La troisième stratégie implique le recours à un audit précontractuel approfondi. Au-delà de l’analyse juridique du contrat, cet audit doit inclure une enquête auprès des franchisés existants et anciens. Un arrêt de la Cour d’appel de Paris du 9 avril 2018 a reconnu qu’un franchisé ne pouvait invoquer un vice du consentement s’il n’avait pas effectué les vérifications élémentaires à sa portée. Le candidat franchisé doit solliciter des entretiens avec au moins cinq franchisés actuels et, si possible, des franchisés ayant quitté le réseau pour évaluer la réalité opérationnelle derrière les promesses contractuelles.
La quatrième approche consiste à négocier l’insertion de clauses d’adaptation du contrat. Ces clauses prévoient une révision des conditions contractuelles en cas de modification substantielle des circonstances économiques. La réforme du droit des contrats de 2016 a introduit dans le Code civil l’article 1195 sur l’imprévision, mais son application reste encadrée. Le franchisé doit négocier des mécanismes d’ajustement spécifiques pour les redevances, les objectifs commerciaux et les obligations d’investissement en cas de changement significatif des conditions du marché.

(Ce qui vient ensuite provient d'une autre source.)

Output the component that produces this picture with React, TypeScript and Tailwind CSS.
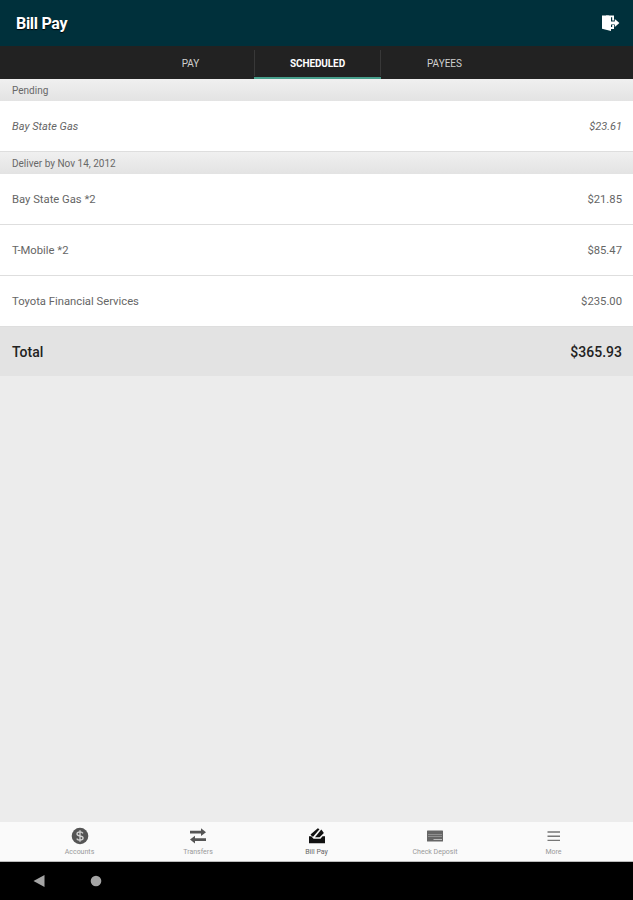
import type { ReactNode } from 'react';
import clsx from 'clsx';

type Payment = {
  payee: string;
  amount: string;
};

const scheduled: Payment[] = [
  { payee: 'Bay State Gas *2', amount: '$21.85' },
  { payee: 'T-Mobile *2', amount: '$85.47' },
  { payee: 'Toyota Financial Services', amount: '$235.00' },
];

const tabs = ['PAY', 'SCHEDULED', 'PAYEES'];

function SignOutIcon() {
  return (
    <svg width="20" height="20" viewBox="0 0 20 20" fill="#fff">
      <path d="M2 2.500h6.500L11 4v14L2 15.800z" />
      <path d="M6 2.500h8v5h-1.800V4.300H6zM9 14h3.200v-2h1.800v4H9z" />
      <path d="M10 8.500h4.800V6l4.600 4-4.600 4v-2.500H10z" />
    </svg>
  );
}

function AccountsIcon() {
  return (
    <svg width="18" height="18" viewBox="0 0 18 18">
      <circle cx="9" cy="9" r="8.300" fill="#555" />
      <path
        d="M12 6.300C11.300 5.200 10.300 4.800 9 4.800c-1.800 0-3 .8-3 2.100 0 3 6.100 1.200 6.100 4.200 0 1.300-1.300 2.100-3.100 2.100-1.500 0-2.600-.5-3.300-1.600M9 3.200v11.600"
        fill="none"
        stroke="#d4d4d4"
        strokeWidth="1.300"
      />
    </svg>
  );
}

function TransfersIcon() {
  return (
    <svg width="18" height="18" viewBox="0 0 18 18" fill="#555">
      <path d="M1 3.800h11V1.300l5 3.900-5 3.900V6.600H1z" />
      <path d="M17 11.200H6V8.700l-5 3.900 5 3.900V14h11z" />
    </svg>
  );
}

function BillPayIcon() {
  return (
    <svg width="18" height="18" viewBox="0 0 18 18" fill="#111">
      <path d="M1 9.300h2.300l2.200 2.500h7l2-2.500H17v7H1z" />
      <path d="M2.500 7.500 9.800 1.200l1.700 1.100L5.300 9.500H4.200z" />
      <path d="M7 10.300 13.300 2.600l2.600 3.400-4.300 4.300z" />
    </svg>
  );
}

function CheckIcon() {
  return (
    <svg width="18" height="18" viewBox="0 0 18 18">
      <rect x="1" y="3.500" width="16" height="11" rx=".6" fill="#666" />
      <path d="M2 7.500h14M2 9.500h14" stroke="#909090" strokeWidth="1" />
      <path d="M7.500 12.500h8.500" stroke="#bbb" strokeWidth="1" />
    </svg>
  );
}

function MoreIcon() {
  return (
    <svg width="18" height="18" viewBox="0 0 18 18">
      <path d="M2.500 5h12.500M2.500 9.200h12.500M2.500 13.400h12.500" stroke="#777" strokeWidth="1.400" />
    </svg>
  );
}

function SectionHeader({ children }: { children: ReactNode }) {
  return (
    <div className="flex h-[22px] items-center bg-linear-to-b from-[#f0f0f0] to-[#e3e3e3] px-3 text-[10px] text-[#686868]">
      {children}
    </div>
  );
}

function PaymentRow({ payment, pending }: { payment: Payment; pending?: boolean }) {
  return (
    <div
      className={clsx(
        'flex h-[51px] items-center justify-between border-b border-[#dedede] bg-white pt-[3px] pr-[11px] pl-3 text-[#666]',
        pending ? 'text-[11px] italic' : 'text-[11.250px]',
      )}
    >
      <span>{payment.payee}</span>
      <span>{payment.amount}</span>
    </div>
  );
}

const navItems = [
  { label: 'Accounts', icon: <AccountsIcon /> },
  { label: 'Transfers', icon: <TransfersIcon /> },
  { label: 'Bill Pay', icon: <BillPayIcon />, active: true },
  { label: 'Check Deposit', icon: <CheckIcon /> },
  { label: 'More', icon: <MoreIcon /> },
];

export default function App() {
  return (
    <div className="flex h-[900px] w-[633px] flex-col overflow-hidden bg-[#ececec] font-[Roboto,sans-serif]">
      <header className="flex h-[46px] shrink-0 items-center justify-between bg-[#00303b] pr-[13px] pl-4">
        <h1 className="pt-px text-[16px] font-bold tracking-[-0.3px] text-white [text-shadow:0_1px_1px_#000]">Bill Pay</h1>
        <button aria-label="Sign out">
          <SignOutIcon />
        </button>
      </header>

      <nav className="flex h-[33px] shrink-0 justify-center bg-[#222] pl-[2px] text-[10px]">
        {tabs.map((tab) => (
          <div
            key={tab}
            className={clsx(
              'flex w-[127px] flex-col border-b-2',
              tab === 'SCHEDULED' ? 'border-[#48a08d] font-bold text-white' : 'border-[#222] text-[#d0d0d0]',
            )}
          >
            <div
              className={clsx(
                'mt-1 flex h-[26px] items-center justify-center',
                tab === 'SCHEDULED' && 'border-x border-[#383838] tracking-[-0.1px]',
              )}
            >
              {tab}
            </div>
          </div>
        ))}
      </nav>

      <main className="flex-1">
        <SectionHeader>Pending</SectionHeader>
        <PaymentRow payment={{ payee: 'Bay State Gas', amount: '$23.61' }} pending />
        <SectionHeader>Deliver by Nov 14, 2012</SectionHeader>
        {scheduled.map((payment) => (
          <PaymentRow key={payment.payee} payment={payment} />
        ))}
        <div className="flex h-[49px] items-center justify-between bg-[#e3e3e3] pt-[2px] pr-[11px] pl-3 text-[14px] font-medium text-[#222]">
          <span>Total</span>
          <span>$365.93</span>
        </div>
      </main>

      <nav className="flex h-10 shrink-0 justify-center border-b border-[#bbb] bg-[#fafafa]">
        {navItems.map((item) => (
          <div key={item.label} className="flex w-[118.500px] flex-col items-center pt-[5px]">
            {item.icon}
            <span className={clsx('mt-[3px] text-[7px] leading-[8px]', item.active ? 'text-[#666]' : 'text-[#999]')}>
              {item.label}
            </span>
          </div>
        ))}
      </nav>

      <footer className="flex h-[38px] shrink-0 items-center bg-black pl-[33px]">
        <svg width="80" height="14" viewBox="0 0 80 14" fill="#a5a5a5">
          <path d="M.5 7 11.500 1v12z" />
          <circle cx="63" cy="7" r="5.300" />
        </svg>
      </footer>
    </div>
  );
}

Enfin, le franchisé doit envisager le recours à des garanties juridiques externes au contrat. La souscription d’une assurance protection juridique spécifique aux litiges commerciaux peut couvrir les frais de procédure en cas de conflit. Le dépôt d’une version commentée du contrat chez un notaire peut cristalliser l’interprétation des clauses ambiguës. Ces mesures préventives, bien que représentant un coût initial, constituent un investissement judicieux face au risque financier majeur que représente un contentieux avec le franchiseur.